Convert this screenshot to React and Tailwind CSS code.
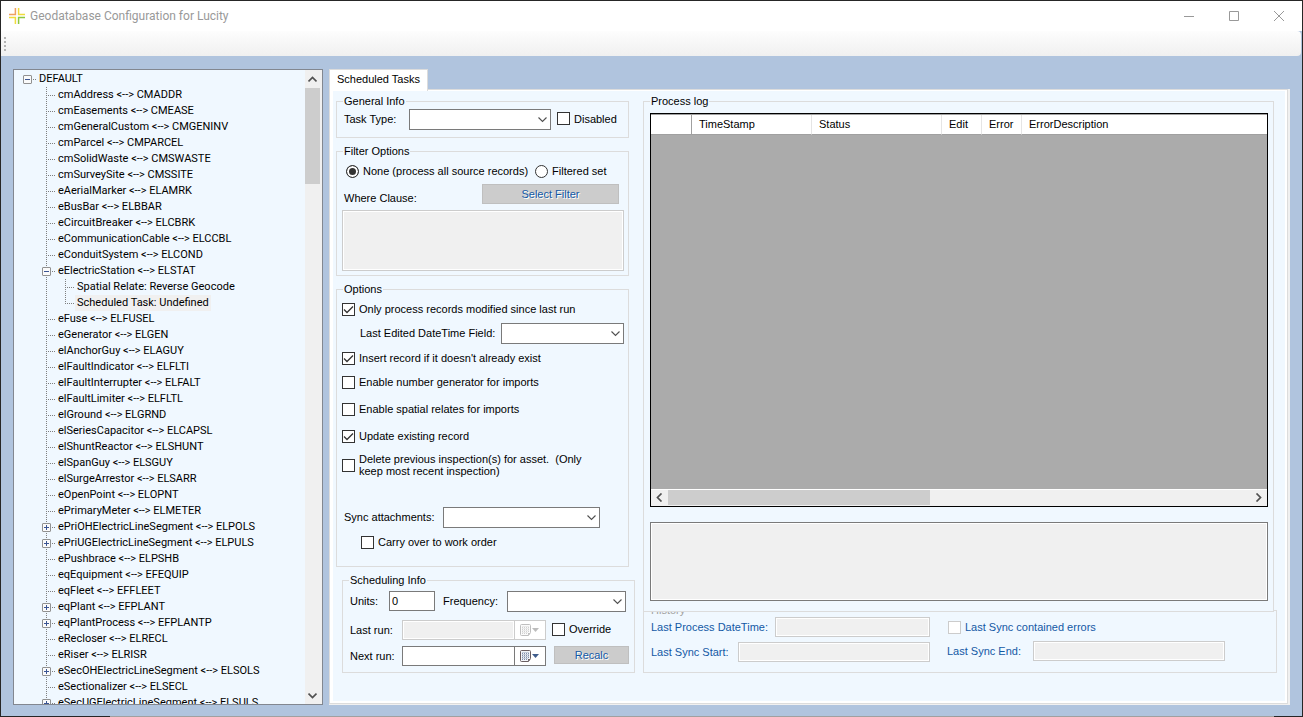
import React from 'react';

const TREE = [
  ['cmAddress <--> CMADDR'],
  ['cmEasements <--> CMEASE'],
  ['cmGeneralCustom <--> CMGENINV'],
  ['cmParcel <--> CMPARCEL'],
  ['cmSolidWaste <--> CMSWASTE'],
  ['cmSurveySite <--> CMSSITE'],
  ['eAerialMarker <--> ELAMRK'],
  ['eBusBar <--> ELBBAR'],
  ['eCircuitBreaker <--> ELCBRK'],
  ['eCommunicationCable <--> ELCCBL'],
  ['eConduitSystem <--> ELCOND'],
  ['eElectricStation <--> ELSTAT', 'open', ['Spatial Relate: Reverse Geocode', 'Scheduled Task: Undefined']],
  ['eFuse <--> ELFUSEL'],
  ['eGenerator <--> ELGEN'],
  ['elAnchorGuy <--> ELAGUY'],
  ['elFaultIndicator <--> ELFLTI'],
  ['elFaultInterrupter <--> ELFALT'],
  ['elFaultLimiter <--> ELFLTL'],
  ['elGround <--> ELGRND'],
  ['elSeriesCapacitor <--> ELCAPSL'],
  ['elShuntReactor <--> ELSHUNT'],
  ['elSpanGuy <--> ELSGUY'],
  ['elSurgeArrestor <--> ELSARR'],
  ['eOpenPoint <--> ELOPNT'],
  ['ePrimaryMeter <--> ELMETER'],
  ['ePriOHElectricLineSegment <--> ELPOLS', 'closed'],
  ['ePriUGElectricLineSegment <--> ELPULS', 'closed'],
  ['ePushbrace <--> ELPSHB'],
  ['eqEquipment <--> EFEQUIP'],
  ['eqFleet <--> EFFLEET'],
  ['eqPlant <--> EFPLANT', 'closed'],
  ['eqPlantProcess <--> EFPLANTP', 'closed'],
  ['eRecloser <--> ELRECL'],
  ['eRiser <--> ELRISR'],
  ['eSecOHElectricLineSegment <--> ELSOLS', 'closed'],
  ['eSectionalizer <--> ELSECL'],
  ['eSecUGElectricLineSegment <--> ELSULS', 'closed'],
];

function Dots({ up = true, down = true, across = true }) {
  return (
    <svg width="14" height="16" viewBox="0 0 14 16" className="shrink-0" fill="none" stroke="#7f7f7f" strokeDasharray="1 1" aria-hidden="true">
      {up && <path d="M4.5 0V8" />}
      {down && <path d="M4.5 8V16" />}
      {across && <path d="M4 8.5H14" />}
    </svg>
  );
}

function Toggle({ open, label, root }) {
  return (
    <button type="button" aria-label={(open ? 'Collapse ' : 'Expand ') + label} className="shrink-0">
      <svg width="14" height="16" viewBox="0 0 14 16" fill="none" className="block">
        {!root && <path d="M4.5 0V16" stroke="#7f7f7f" strokeDasharray="1 1" />}
        <path d="M10 8.5H14" stroke="#7f7f7f" strokeDasharray="1 1" />
        <rect x="0.5" y="4.5" width="8" height="8" rx="0.5" fill="#fafafa" stroke="#919191" />
        <path d="M2 8.5H7" stroke="#3b5593" />
        {!open && <path d="M4.5 6V11" stroke="#3b5593" />}
      </svg>
    </button>
  );
}

function Tree() {
  return (
    <ul className="min-w-0 flex-1 overflow-hidden pt-px pl-[9px] font-[Roboto,sans-serif] leading-4 whitespace-nowrap">
      <li>
        <div className="flex h-4">
          <Toggle open root label="DEFAULT" />
          <span className="px-0.5">DEFAULT</span>
        </div>
        <ul className="pl-[19px]">
          {TREE.map(([name, state, kids]) => (
            <li key={name}>
              <div className="flex h-4">
                {state ? <Toggle open={state === 'open'} label={name} /> : <Dots />}
                <span className="px-0.5">{name}</span>
              </div>
              {kids && (
                <ul>
                  {kids.map((kid, i) => (
                    <li key={kid} className="flex h-4">
                      <Dots across={false} />
                      <span className="w-[5px]" />
                      <Dots down={i < kids.length - 1} />
                      <span className={i === 1 ? 'bg-[#f0f0f0] px-0.5' : 'px-0.5'}>{kid}</span>
                    </li>
                  ))}
                </ul>
              )}
            </li>
          ))}
        </ul>
      </li>
    </ul>
  );
}

function Arrow({ d }) {
  return (
    <svg width="9" height="9" viewBox="0 0 9 9" fill="none" stroke="#505050" strokeWidth="1.7" aria-hidden="true">
      <path d={d} />
    </svg>
  );
}

function Group({ title, className = '', children }) {
  return (
    <fieldset className={'border border-[#dcdcdc] ' + className}>
      <legend className="ml-[6px] px-px leading-[13px]">{title}</legend>
      {children}
    </fieldset>
  );
}

function Check({ label, className = '', checked = false, disabled = false }) {
  return (
    <label className={'flex items-center gap-1 leading-3 ' + className}>
      <span className="relative size-[13px] shrink-0">
        <input
          type="checkbox"
          defaultChecked={checked}
          disabled={disabled}
          className="peer block size-[13px] appearance-none border border-[#333] bg-white disabled:border-[#ccc]"
        />
        <svg viewBox="0 0 13 13" className="pointer-events-none absolute inset-0 hidden size-[13px] peer-checked:block" fill="none" stroke="#333" strokeWidth="1.3" aria-hidden="true">
          <path d="M2 6.5L5 9.5L11 3.5" />
        </svg>
      </span>
      <span>{label}</span>
    </label>
  );
}

function Radio({ label, checked }) {
  return (
    <label className="flex items-center gap-1">
      <input
        type="radio"
        name="filter"
        defaultChecked={checked}
        className="size-[13px] shrink-0 appearance-none rounded-full border border-[#333] bg-white checked:bg-[#333] checked:shadow-[inset_0_0_0_2px_#fff]"
      />
      {label}
    </label>
  );
}

function Select({ id, className }) {
  return (
    <span className={'relative h-[21px] shrink-0 ' + className}>
      <select id={id} className="block h-full w-full appearance-none border border-[#7a7a7a] bg-white px-1">
        <option></option>
      </select>
      <svg width="9" height="6" viewBox="0 0 9 6" className="pointer-events-none absolute top-[8px] right-[4px]" fill="none" stroke="#505050" strokeWidth="1.1" aria-hidden="true">
        <path d="M0.5 0.5L4.5 4.5L8.5 0.5" />
      </svg>
    </span>
  );
}

function DatePick({ id, disabled = false }) {
  return (
    <span className={'flex h-5 w-36 shrink-0 border bg-white ' + (disabled ? 'border-[#ccc]' : 'border-[#7a7a7a]')}>
      <input id={id} disabled={disabled} className="m-px min-w-0 flex-1 bg-white px-0.5 disabled:bg-[#f0f0f0]" />
      <button
        type="button"
        aria-label="Open calendar"
        disabled={disabled}
        className={'w-[31px] border-l pl-1 ' + (disabled ? 'border-[#ccc]' : 'border-[#7a7a7a]')}
      >
        <svg width="22" height="14" viewBox="0 0 22 14" fill="none" className={disabled ? 'block opacity-40 grayscale' : 'block'}>
          <path d="M2.5 1.5H10.5Q11.5 1.5 11.5 2.5V9.5L9.5 12.5H2.5Q1.5 12.5 1.5 11.5V2.5Q1.5 1.5 2.5 1.5Z" fill="#f4f6fa" stroke="#6b5f62" />
          <path d="M3 4.5H10M3 6.5H10M3 8.5H10M3 10.5H9" stroke="#8290ad" strokeDasharray="1 1" />
          <path d="M3 3.5H10M3 5.5H10M3 7.5H10M3 9.5H9" stroke="#c5ccda" />
          <path d="M9 12.5V10H11.5Z" fill="#6b5f62" />
          <path d="M13 5H20L16.5 9Z" fill="#3f5d8c" />
        </svg>
      </button>
    </span>
  );
}

const flatButton = 'border border-[#bfbfbf] bg-[#ccc] text-center text-[#1359a5] [text-shadow:1px_1px_0_#fff]';
const dimField = 'border border-[#ccc] bg-[#f0f0f0] shadow-[inset_0_0_0_1px_#fff]';

function Titlebar() {
  return (
    <header className="flex h-[30px] shrink-0 items-center bg-white pl-2">
      <svg width="16" height="16" viewBox="0 0 16 16" fill="none" strokeWidth="1.5" aria-hidden="true">
        <path d="M0 6.4H6.4V0" stroke="#f0a060" />
        <path d="M9.6 0V6.4H16" stroke="#f0dc3c" />
        <path d="M0 9.6H6.4V16" stroke="#f0dc3c" />
        <path d="M9.6 16V9.6H16" stroke="#8cc63f" />
      </svg>
      <h1 className="ml-[5px] flex-1 font-[Roboto,sans-serif] text-xs text-[#999]">Geodatabase Configuration for Lucity</h1>
      <div className="flex text-[#999]">
        <button type="button" aria-label="Minimize" className="flex h-[30px] w-[45px] items-center justify-center">
          <svg width="10" height="10" viewBox="0 0 10 10" stroke="currentColor"><path d="M0 5.5H10" /></svg>
        </button>
        <button type="button" aria-label="Maximize" className="flex h-[30px] w-[45px] items-center justify-center">
          <svg width="10" height="10" viewBox="0 0 10 10" fill="none" stroke="currentColor"><path d="M0.5 0.5H9.5V9.5H0.5Z" /></svg>
        </button>
        <button type="button" aria-label="Close" className="flex h-[30px] w-[46px] items-center justify-center">
          <svg width="10" height="10" viewBox="0 0 10 10" stroke="currentColor"><path d="M0 0L10 10M10 0L0 10" /></svg>
        </button>
      </div>
    </header>
  );
}

function TaskForm() {
  return (
    <div className="flex w-[307px] shrink-0 flex-col gap-[7px]">
      <Group title="General Info" className="mr-[14px] h-[43px]">
        <div className="mt-px flex items-center pl-[7px]">
          <label htmlFor="task-type" className="w-[65px]">Task Type:</label>
          <Select id="task-type" className="w-[142px]" />
          <Check label="Disabled" className="mb-0.5 ml-[6px]" />
        </div>
      </Group>

      <Group title="Filter Options" className="mr-[14px] h-[131px]">
        <div className="mt-1 flex h-[18px] items-center gap-[7px] pl-[9px]">
          <Radio label="None (process all source records)" checked />
          <Radio label="Filtered set" />
        </div>
        <div className="mt-1 flex items-end justify-between pr-[9px] pl-[7px]">
          <label htmlFor="where" className="leading-3">Where Clause:</label>
          <button type="button" disabled className={'h-5 w-[137px] ' + flatButton}>Select Filter</button>
        </div>
        <div className="mt-[6px] pr-1 pl-[5px]">
          <textarea id="where" disabled className={'block h-[61px] w-full resize-none ' + dimField} />
        </div>
      </Group>

      <Group title="Options" className="mr-[14px] h-[284px]">
        <div className="flex flex-col pt-[6px] pr-1 pl-[5px]">
          <Check label="Only process records modified since last run" checked className="h-[14px]" />
          <div className="mt-[7px] flex items-center justify-between pl-[18px]">
            <label htmlFor="edited-field">Last Edited DateTime Field:</label>
            <Select id="edited-field" className="w-[123px]" />
          </div>
          <Check label="Insert record if it doesn't already exist" checked className="mt-[7px] h-[14px]" />
          <Check label="Enable number generator for imports" className="mt-[10px] h-[14px]" />
          <Check label="Enable spatial relates for imports" className="mt-[13px] h-[14px]" />
          <Check label="Update existing record" checked className="mt-[13px] h-[14px]" />
          <Check
            label={'Delete previous inspection(s) for asset.\u00a0 (Only keep most recent inspection)'}
            className="mt-[10px] h-6 w-[256px]"
          />
          <div className="mt-[30px] flex items-center pl-0.5">
            <label htmlFor="sync" className="w-[99px]">Sync attachments:</label>
            <Select id="sync" className="w-[157px]" />
          </div>
          <Check label="Carry over to work order" className="mt-[7px] ml-[19px] h-[14px]" />
        </div>
      </Group>

      <Group title="Scheduling Info" className="mr-2 ml-[6px] h-[99px]">
        <div className="mt-1 flex items-start pl-[7px] leading-5">
          <label htmlFor="units" className="w-[39px]">Units:</label>
          <input id="units" defaultValue="0" className="h-5 w-[46px] border border-[#7a7a7a] bg-white px-0.5" />
          <label htmlFor="frequency" className="w-[72px] pl-2">Frequency:</label>
          <Select id="frequency" className="w-[119px]" />
        </div>
        <div className="mt-2 flex items-center pl-[7px]">
          <label htmlFor="last-run" className="w-[52px]">Last run:</label>
          <DatePick id="last-run" disabled />
          <Check label="Override" className="mb-0.5 ml-[6px]" />
        </div>
        <div className="mt-[6px] flex items-start pl-[7px] leading-5">
          <label htmlFor="next-run" className="w-[52px]">Next run:</label>
          <DatePick id="next-run" />
          <button type="button" disabled className={'ml-2 h-[18px] w-[75px] leading-4 ' + flatButton}>Recalc</button>
        </div>
      </Group>
    </div>
  );
}

function LogPane() {
  const head = 'border-r border-[#e5e5e5] px-[7px] text-left font-normal';
  return (
    <div className="flex min-w-0 flex-1 flex-col">
      <Group title="Process log" className="relative z-10 mr-[11px] h-[517px] bg-[#f0f8ff]">
        <div className="mr-[5px] ml-[6px] mt-[5px] flex h-[394px] flex-col border border-black bg-[#ababab]">
          <table className="w-full table-fixed border-separate border-spacing-0 border-t border-[#a0a0a0] bg-white">
            <thead>
              <tr className="h-5 [&>th]:border-b [&>th]:border-b-[#a0a0a0]">
                <th className="w-[41px] border-r border-r-[#a0a0a0]" aria-label="Row" />
                <th className={'w-[120px] ' + head}>TimeStamp</th>
                <th className={'w-[130px] ' + head}>Status</th>
                <th className={'w-10 ' + head}>Edit</th>
                <th className={'w-10 ' + head}>Error</th>
                <th className="px-[7px] text-left font-normal">ErrorDescription</th>
              </tr>
            </thead>
          </table>
          <div className="mt-auto flex h-[17px] items-center border-y border-t-white border-b-[#f0f0f0] bg-[#f0f0f0]">
            <span className="flex w-[17px] justify-center"><Arrow d="M6.5 0.5L2.5 4.5L6.5 8.5" /></span>
            <span className="h-full w-[262px] bg-[#cdcdcd]" />
            <span className="ml-auto flex w-[17px] justify-center"><Arrow d="M2.5 0.5L6.5 4.5L2.5 8.5" /></span>
          </div>
        </div>
        <div className="mr-[5px] ml-[6px] mt-[15px]">
          <textarea
            aria-label="Log details"
            readOnly
            className="block h-[79px] w-full resize-none border border-[#7a7a7a] bg-[#f0f0f0] shadow-[inset_0_0_0_1px_#fff]"
          />
        </div>
      </Group>

      <Group title={<span className="text-[#a0a0a0]">History</span>} className="-mt-2 mr-2 h-[69px]">
        <div className="flex gap-[17px] pl-[7px] text-[#1359a5]">
          <div className="flex w-[279px] flex-col gap-[5px]">
            <div className="flex items-center justify-between">
              <label htmlFor="last-process">Last Process DateTime:</label>
              <input id="last-process" disabled className={'h-5 w-[155px] ' + dimField} />
            </div>
            <div className="flex items-center justify-between">
              <label htmlFor="sync-start">Last Sync Start:</label>
              <input id="sync-start" disabled className={'h-5 w-48 ' + dimField} />
            </div>
          </div>
          <div className="flex flex-col gap-1">
            <Check label="Last Sync contained errors" disabled className="ml-px h-5" />
            <div className="flex items-center">
              <label htmlFor="sync-end" className="w-[86px]">Last Sync End:</label>
              <input id="sync-end" disabled className={'h-5 w-48 ' + dimField} />
            </div>
          </div>
        </div>
      </Group>
    </div>
  );
}

export default function App() {
  return (
    <div className="flex h-screen flex-col overflow-hidden border-x border-t border-[#262626] bg-[#b0c4de] font-['Liberation_Sans',Arial,sans-serif] text-[11px] leading-[13px] text-black">
      <Titlebar />
      <div className="mr-px flex h-[25px] shrink-0 items-center rounded-r-sm bg-linear-to-b from-[#fdfdfd] to-[#f0f0f0] pl-[3px]">
        <svg width="2" height="14" viewBox="0 0 2 14" fill="#b4b4b4" aria-hidden="true">
          <path d="M0 0h2v2H0zM0 4h2v2H0zM0 8h2v2H0zM0 12h2v2H0z" />
        </svg>
      </div>

      <main className="flex min-h-0 flex-1 gap-[6px] px-3 pt-[13px] pb-[11px]">
        <nav aria-label="Geodatabase" className="flex w-[310px] shrink-0 border border-[#828790] bg-[#f0f8ff]">
          <Tree />
          <div className="flex w-[17px] flex-col items-center bg-[#f0f0f0] pr-0.5">
            <span className="flex h-[18px] items-center"><Arrow d="M0.5 6.5L4.5 2.5L8.5 6.5" /></span>
            <span className="h-24 w-[15px] bg-[#cdcdcd]" />
            <span className="mt-auto flex h-[18px] items-center"><Arrow d="M0.5 2.5L4.5 6.5L8.5 2.5" /></span>
          </div>
        </nav>

        <section className="flex min-w-0 flex-1 flex-col">
          <div role="tablist" className="flex h-5">
            <button type="button" role="tab" aria-selected="true" className="relative z-10 -mb-0.5 border-x border-t border-[#dcdcdc] bg-white px-[7px] pb-0.5">
              Scheduled Tasks
            </button>
          </div>
          <div className="min-h-0 flex-1 border-r-2 border-b border-[#f0f0f0]">
            <div className="h-full border border-[#dcdcdc] bg-white pt-px pr-0.5 pb-0.5 pl-[3px]">
              <div className="flex h-full bg-[#f0f8ff] pt-1 pl-[3px]">
                <TaskForm />
                <LogPane />
              </div>
            </div>
          </div>
        </section>
      </main>
      <footer className="flex h-px shrink-0 bg-[#a0a0a0]">
        <span className="w-[109px] bg-[#262626]" />
        <span className="ml-auto w-7 bg-[#262626]" />
      </footer>
    </div>
  );
}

[The exercise] Please restate the material above line by line, exactly, beginning at its first line and ending with the line that contains "import React from 'react';", without any pictures.

[Exercise output]
Convert this screenshot to React and Tailwind CSS code.
import React from 'react';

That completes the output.